Source material:
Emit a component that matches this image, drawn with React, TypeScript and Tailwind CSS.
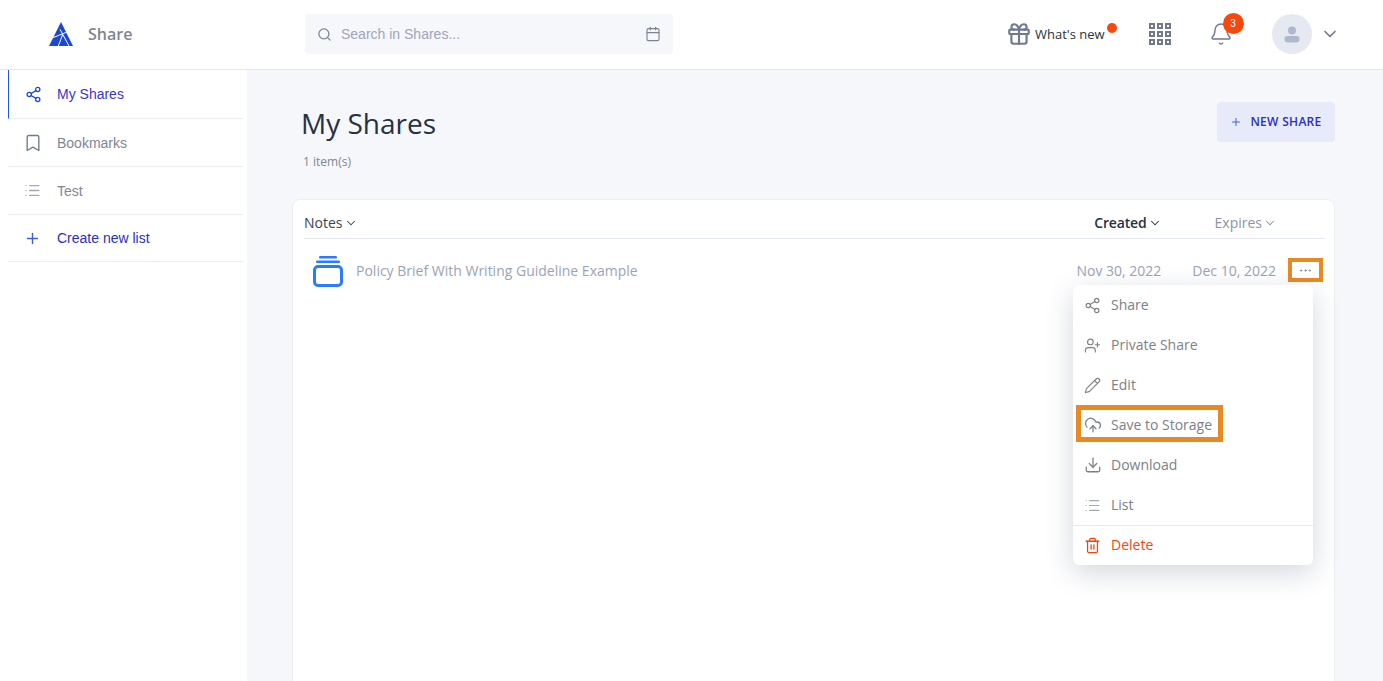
import React from "react";
import { Share2, Bookmark, List, Plus, Search, Calendar, ChevronDown, Gift, Bell, UserPlus, Pencil, CloudUpload, Download, Trash2, MoreHorizontal } from "lucide-react";

const open = "font-['Open_Sans',sans-serif]";
const lib = "font-['Liberation_Sans',Arial,sans-serif]";

function Logo() {
  return (
    <svg width="24" height="24" viewBox="0 0 24 24">
      <path d="M12 0 L24 24 H0 Z" fill="#1a47d6" />
      <path d="M3 16 L19 9.7 M11 7.3 L20 24 M9.3 24 L13.5 13" stroke="#fff" strokeWidth="1" fill="none" />
    </svg>
  );
}

function SideRow({ icon, label, cls, active, h }: { icon: React.ReactNode; label: string; cls: string; active?: boolean; h: string }) {
  return (
    <div className={`flex items-center border-b border-[#e9ecf3] ${h} ${active ? "border-l border-l-[#1a56ee]" : ""}`}>
      <div className={`flex justify-center ${active ? "w-[48px]" : "w-[49px]"}`}>{icon}</div>
      <span className={`${lib} text-sm ${cls}`}>{label}</span>
    </div>
  );
}

function MenuRow({ icon, label, red, divider }: { icon: React.ReactNode; label: string; red?: boolean; divider?: boolean }) {
  return (
    <div className={`flex h-10 items-center pl-[1px] ${open} text-sm ${red ? "text-[#f2450f]" : "text-[#7d8086]"} ${divider ? "border-t border-[#e6e9ef] pb-px" : ""}`}>
      <div className="flex w-[37px] justify-center">{icon}</div>
      <span>{label}</span>
    </div>
  );
}

export default function App() {
  return (
    <div className="flex h-[681px] w-[1383px] flex-col overflow-hidden bg-white">
      <header className="flex h-[70px] shrink-0 items-center border-b border-[#e6e8ee] bg-white pb-px">
        <div className="flex w-[305px] items-center pl-[49px]">
          <Logo />
          <span className={`${open} ml-[15px] text-base font-semibold text-[#7f8694]`}>Share</span>
        </div>
        <div className="flex h-10 w-[368px] items-center rounded bg-[#f5f7fb] px-3">
          <Search size={15} className="text-[#7c8493]" />
          <span className={`${lib} ml-[9px] flex-1 text-sm text-[#a0a6b8]`}>Search in Shares...</span>
          <Calendar size={16} strokeWidth={1.7} className="text-[#7c8493]" />
        </div>
        <div className="ml-[333px] flex items-center">
          <Gift size={26} className="text-[#6f7a8e]" />
          <span className={`${open} relative ml-[3px] pt-px text-[13px] font-medium text-[#2b3240]`}>
            What's new
            <span className="absolute -right-[12px] top-[-1px] h-2.5 w-2.5 rounded-full bg-[#f5480c]" />
          </span>
        </div>
        <div className="ml-[44px] grid grid-cols-3 gap-[2px]">
          {Array.from({ length: 9 }).map((_, i) => (
            <div key={i} className="h-[6px] w-[6px] border-2 border-[#6f7a8e]" />
          ))}
        </div>
        <div className="relative ml-[38px] flex h-6 w-[24px] items-center justify-center">
          <Bell size={24} strokeWidth={1.4} className="text-[#6f7a8e]" />
          <span className={`${lib} absolute left-[14px] top-[-9px] flex h-[21px] w-[21px] items-center justify-center rounded-full bg-[#f5480c] text-[10px] text-white`}>3</span>
        </div>
        <div className="ml-[39px] flex h-10 w-10 items-center justify-center rounded-full bg-[#e6e9f2]">
          <svg width="16" height="17" viewBox="0 0 16 17">
            <circle cx="8" cy="4.5" r="4" fill="#b0b9cc" />
            <rect x="0.5" y="10" width="15" height="6.5" rx="3.2" fill="#b0b9cc" />
          </svg>
        </div>
        <ChevronDown size={20} strokeWidth={2} className="ml-[8px] text-[#6f7a8e]" />
      </header>
      <div className="flex min-h-0 flex-1">
        <aside className="w-[247px] shrink-0 bg-white pl-2 pr-1">
          <SideRow h="h-[49px]" active icon={<Share2 size={17} strokeWidth={1.8} className="text-[#1a47d6]" />} label="My Shares" cls="text-[#3a36d0]" />
          <SideRow h="h-[48px]" icon={<Bookmark size={20} strokeWidth={1.6} className="text-[#6f7a8e]" />} label="Bookmarks" cls="text-[#7f8694]" />
          <SideRow h="h-[48px]" icon={<List size={17} strokeWidth={1.8} className="text-[#a4a9b6]" />} label="Test" cls="text-[#7f8694]" />
          <SideRow h="h-[47px]" icon={<Plus size={17} className="text-[#3b5fd9]" />} label="Create new list" cls="text-[#2a2fc4]" />
        </aside>
        <main className="min-w-0 flex-1 bg-[#f5f7fb] pl-[45px] pr-[48px]">
          <div className="flex h-[129px] items-start justify-between">
            <div className="pl-[9px] pt-[33px]">
              <h1 className={`${open} text-[28px] font-medium leading-[40px] text-[#273142]`}>My Shares</h1>
              <div className={`${open} mt-[11px] pl-[2px] text-xs leading-4 text-[#7f8694]`}>1 item(s)</div>
            </div>
            <button className={`${open} mt-8 flex h-10 w-[118px] items-center justify-center rounded bg-[#e7eaf8] text-xs font-semibold tracking-[0.3px] text-[#2a2fc4]`}>
              <Plus size={12} className="mr-[8px] text-[#4a60c8]" />
              NEW SHARE
            </button>
          </div>
          <section className="relative h-[600px] rounded-t-lg border border-[#eceef4] bg-white pl-[11px] pr-[9px]">
            <div className={`${open} flex h-[39px] items-center border-b border-[#e6e9f4] pt-[8px] text-sm`}>
              <span className="flex items-center text-[#3b4352]">
                Notes
                <ChevronDown size={14} strokeWidth={1.8} className="ml-px" />
              </span>
              <span className="ml-auto flex items-center font-semibold tracking-[-0.15px] text-[#273142]">
                Created
                <ChevronDown size={14} strokeWidth={1.8} className="ml-px" />
              </span>
              <span className="ml-[53px] mr-[48px] flex items-center text-[#8c93a5]">
                Expires
                <ChevronDown size={14} strokeWidth={1.8} className="ml-px" />
              </span>
            </div>
            <div className={`${open} flex h-[63px] items-center text-sm text-[#9ca3b7]`}>
              <svg width="30" height="31" viewBox="0 0 30 31" className="ml-[9px] mr-[13px] mt-[1px] text-[#2b7bff]">
                <rect x="6" y="0" width="18" height="2.6" rx="1.3" fill="currentColor" />
                <rect x="3" y="4.5" width="24" height="2.6" rx="1.3" fill="currentColor" />
                <rect x="1.5" y="10.5" width="27" height="19" rx="3.5" fill="none" stroke="currentColor" strokeWidth="3" />
              </svg>
              <span>Policy Brief With Writing Guideline Example</span>
              <span className="ml-auto">Nov 30, 2022</span>
              <span className="ml-[31px]">Dec 10, 2022</span>
              <div className="-mt-[2px] ml-[12px] mr-[2px] flex h-6 w-[35px] items-center justify-center border-[4px] border-[#e88a24] text-[#7d8086]">
                <MoreHorizontal size={15} strokeWidth={1.5} className="mt-px" />
              </div>
            </div>
            <div className="absolute left-[780px] top-[85px] w-[240px] rounded-md bg-white shadow-[0_8px_28px_rgba(60,75,110,0.22)]">
              <MenuRow icon={<Share2 size={17} strokeWidth={1.6} />} label="Share" />
              <MenuRow icon={<UserPlus size={17} strokeWidth={1.6} />} label="Private Share" />
              <MenuRow icon={<Pencil size={17} strokeWidth={1.6} />} label="Edit" />
              <div className="relative">
                <MenuRow icon={<CloudUpload size={18} strokeWidth={1.7} />} label="Save to Storage" />
                <div className="absolute left-[3px] top-0 h-[37px] w-[147px] border-[5px] border-[#e88a24]" />
              </div>
              <MenuRow icon={<Download size={18} strokeWidth={1.7} />} label="Download" />
              <MenuRow icon={<List size={17} strokeWidth={1.7} className="text-[#a4a9b6]" />} label="List" />
              <MenuRow red divider icon={<Trash2 size={17} strokeWidth={1.8} />} label="Delete" />
            </div>
          </section>
        </main>
      </div>
    </div>
  );
}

Prompt: From the top of the listing above, repeat each line exactly until you reach the line containing "Download, Trash2, MoreHorizontal", and repeat that one too. Leave the pictures out.

Finished answer:
Emit a component that matches this image, drawn with React, TypeScript and Tailwind CSS.
import React from "react";
import { Share2, Bookmark, List, Plus, Search, Calendar, ChevronDown, Gift, Bell, UserPlus, Pencil, CloudUpload, Download, Trash2, MoreHorizontal } from "lucide-react";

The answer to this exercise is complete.